Physicists have worked out a new method of storing information in the quantum states of atoms in diamond crystals. The scientists linked the spin of individual nitrogen atoms in the diamond--impurities at the jewelry counter, but boons in the physics lab--to the spin of nearby electrons. They could form a quantum link between the spin of the nitrogen atom and the spin of a nearby electron, letting the electron store information more stably than if it were spinning on its own.

When a nitrogen is next to an empty spot in a diamond's carbon framework, it lets off an extra electron,leaving that electron free to have its quantum played around with.
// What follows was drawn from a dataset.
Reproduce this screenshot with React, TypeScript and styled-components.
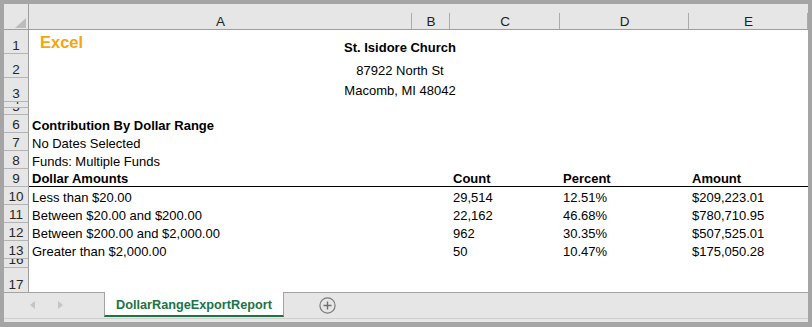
import styled, { createGlobalStyle } from "styled-components";

const GlobalStyle = createGlobalStyle`
  html, body {
    margin: 0;
    padding: 0;
    background: #a5a5a5;
    height: 327px;
    overflow: hidden;
  }
  body {
    font-family: "Liberation Sans", Arial, sans-serif;
  }
`;

const COLS = "25px 383px 38px 110px 129px 119px";
const LETTERS = ["A", "B", "C", "D", "E"];

const data = [
  { label: "Less than $20.00", count: "29,514", pct: "12.51%", amt: "$209,223.01" },
  { label: "Between $20.00 and $200.00", count: "22,162", pct: "46.68%", amt: "$780,710.95" },
  { label: "Between $200.00 and $2,000.00", count: "962", pct: "30.35%", amt: "$507,525.01" },
  { label: "Greater than $2,000.00", count: "50", pct: "10.47%", amt: "$175,050.28" },
];

const App = () => {
  return (
    <>
      <GlobalStyle />
      <Window>
        <Sheet>
          <HeaderRow>
            <Corner>
              <svg width="11" height="10" viewBox="0 0 11 10">
                <polygon points="11,0 11,10 0,10" fill="#bcbcbc" />
              </svg>
            </Corner>
            {LETTERS.map((l) => (
              <ColHeader key={l}>{l}</ColHeader>
            ))}
          </HeaderRow>

          <SheetRow $h={24}>
            <RowHead>1</RowHead>
            <Logo>Excel</Logo>
            <Cell $col="2 / -1" $center $bold $lh={12}>
              St. Isidore Church
            </Cell>
          </SheetRow>
          <SheetRow $h={24}>
            <RowHead>2</RowHead>
            <Cell $col="2 / -1" $center>
              87922 North St
            </Cell>
          </SheetRow>
          <SheetRow $h={24}>
            <RowHead>3</RowHead>
            <Cell $col="2 / -1" $center $pb={4}>
              Macomb, MI 48042
            </Cell>
          </SheetRow>
          <SheetRow $h={6}>
            <RowHead>4</RowHead>
          </SheetRow>
          <SheetRow $h={7}>
            <RowHead>5</RowHead>
          </SheetRow>
          <SheetRow $h={18}>
            <RowHead>6</RowHead>
            <Cell $col="2 / 4" $bold>
              Contribution By Dollar Range
            </Cell>
          </SheetRow>
          <SheetRow $h={18}>
            <RowHead>7</RowHead>
            <Cell $col="2 / 4">No Dates Selected</Cell>
          </SheetRow>
          <SheetRow $h={18}>
            <RowHead>8</RowHead>
            <Cell $col="2 / 4">Funds: Multiple Funds</Cell>
          </SheetRow>
          <SheetRow $h={18}>
            <RowHead>9</RowHead>
            <Cell $col="2 / 4" $bold $rule>
              Dollar Amounts
            </Cell>
            <Cell $col="4" $bold $rule>
              Count
            </Cell>
            <Cell $col="5" $bold $rule>
              Percent
            </Cell>
            <Cell $col="6" $bold $rule>
              Amount
            </Cell>
          </SheetRow>
          {data.map((d, i) => (
            <SheetRow $h={18} key={d.label}>
              <RowHead>{10 + i}</RowHead>
              <Cell $col="2 / 4">{d.label}</Cell>
              <Cell $col="4">{d.count}</Cell>
              <Cell $col="5">{d.pct}</Cell>
              <Cell $col="6">{d.amt}</Cell>
            </SheetRow>
          ))}
          <SheetRow $h={9}>
            <RowHead>16</RowHead>
          </SheetRow>
          <SheetRow $h={24}>
            <RowHead $last>17</RowHead>
          </SheetRow>
        </Sheet>

        <TabBar>
          <TabNav>
            <svg width="5" height="8" viewBox="0 0 5 8">
              <polygon points="5,0 5,8 0,4" fill="#c4c4c4" />
            </svg>
            <svg width="5" height="8" viewBox="0 0 5 8">
              <polygon points="0,0 0,8 5,4" fill="#c4c4c4" />
            </svg>
          </TabNav>
          <Tab>DollarRangeExportReport</Tab>
          <AddSheet>
            <svg width="17" height="17" viewBox="0 0 17 17">
              <circle cx="8.5" cy="8.5" r="7.6" fill="none" stroke="#7b7b7b" strokeWidth="1.2" />
              <path d="M8.5 4.5v8M4.5 8.5h8" stroke="#6f6f6f" strokeWidth="1.4" />
            </svg>
          </AddSheet>
        </TabBar>
      </Window>
    </>
  );
};

const Window = styled.div`
  margin: 4px 4px 0 4px;
  width: 804px;
  height: 318px;
  background: #ffffff;
  display: flex;
  flex-direction: column;
  overflow: hidden;
`;

const Sheet = styled.div`
  display: flex;
  flex-direction: column;
  height: 288px;
  overflow: hidden;
`;

const HeaderRow = styled.div`
  display: grid;
  grid-template-columns: ${COLS};
  height: 26px;
  background: #e6e6e6;
  border-bottom: 1px solid #9e9e9e;
  box-sizing: border-box;
`;

const Corner = styled.div`
  display: flex;
  align-items: flex-end;
  justify-content: flex-end;
  padding: 0 2px 1px 0;
  border-right: 1px solid #9e9e9e;
  box-sizing: border-box;
`;

const ColHeader = styled.div`
  display: flex;
  align-items: flex-end;
  justify-content: center;
  font-size: 13.5px;
  line-height: 14px;
  color: #222;
  background: linear-gradient(#ababab, #ababab) right bottom / 1px 16px no-repeat;
`;

const SheetRow = styled.div<{ $h: number }>`
  display: grid;
  grid-template-columns: ${COLS};
  grid-template-rows: ${(p) => p.$h}px;
  height: ${(p) => p.$h}px;
  flex-shrink: 0;
`;

const RowHead = styled.div<{ $last?: boolean }>`
  grid-row: 1;
  grid-column: 1;
  display: flex;
  align-items: flex-end;
  justify-content: center;
  overflow: hidden;
  background: #e6e6e6;
  border-right: 1px solid #9e9e9e;
  border-bottom: ${(p) => (p.$last ? "none" : "1px solid #b4b4b4")};
  box-sizing: border-box;
  font-size: 13.5px;
  line-height: 14px;
  color: #262626;
`;

const Cell = styled.div<{
  $col: string;
  $bold?: boolean;
  $center?: boolean;
  $rule?: boolean;
  $lh?: number;
  $pb?: number;
}>`
  grid-row: 1;
  grid-column: ${(p) => p.$col};
  display: flex;
  align-items: flex-end;
  justify-content: ${(p) => (p.$center ? "center" : "flex-start")};
  padding: 0 ${(p) => (p.$center ? "40px" : "3px")} ${(p) => p.$pb ?? 0}px 3px;
  font-size: 13px;
  line-height: ${(p) => p.$lh ?? 14}px;
  font-weight: ${(p) => (p.$bold ? 700 : 400)};
  color: #000;
  white-space: nowrap;
  border-bottom: ${(p) => (p.$rule ? "1px solid #000" : "none")};
  box-sizing: border-box;
`;

const Logo = styled.div`
  grid-row: 1;
  grid-column: 2;
  padding: 3px 0 0 11px;
  font-size: 16.5px;
  line-height: 18px;
  font-weight: 700;
  color: #f7a50a;
`;

const TabBar = styled.div`
  display: flex;
  height: 30px;
  background: #e6e6e6;
  border-top: 1px solid #a3a3a3;
  box-shadow: inset 0 -3px 0 #e6e6e6, inset 0 -4px 0 #cfcfcf;
  box-sizing: border-box;
`;

const TabNav = styled.div`
  display: flex;
  align-items: center;
  gap: 23px;
  width: 100px;
  padding: 0 0 5px 26px;
  box-sizing: border-box;
`;

const Tab = styled.div`
  display: flex;
  align-items: center;
  justify-content: center;
  width: 180px;
  height: 25px;
  margin-top: -1px;
  background: #ffffff;
  border-left: 1px solid #a3a3a3;
  border-right: 1px solid #a3a3a3;
  border-bottom: 2px solid #217346;
  box-sizing: border-box;
  padding-top: 3px;
  font-size: 12.7px;
  font-weight: 700;
  color: #217346;
`;

const AddSheet = styled.div`
  display: flex;
  align-items: center;
  padding: 0 0 4px 35px;
`;

export default App;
Using what they call "intense microwave fields" [PDF], the physicists were able to link the spin of a nitrogen atom to a neighboring electron, a pairing sparked by magnetic fields.

Scientists have been looking at diamonds--with and without nitrogen impurities--as a quantum computing material for several years, in part because it can store quantum memory at room temperature, not the far-below-freezing temps required by some other materials.

Some have even proposed the idea of diamond supercomputers, which would store millions of times as much data as today's machines. One hurdle in quantum computing is getting the information to last long enough to use it. In the recent study, the nuclear spin stayed coherent for more than a millisecond--enough time for a ten petaflop supercomputer to do ten trillion operations.

But don't start rooting around in your hard drive for a rock just yet; diamond-based quantum computing is still a long way off.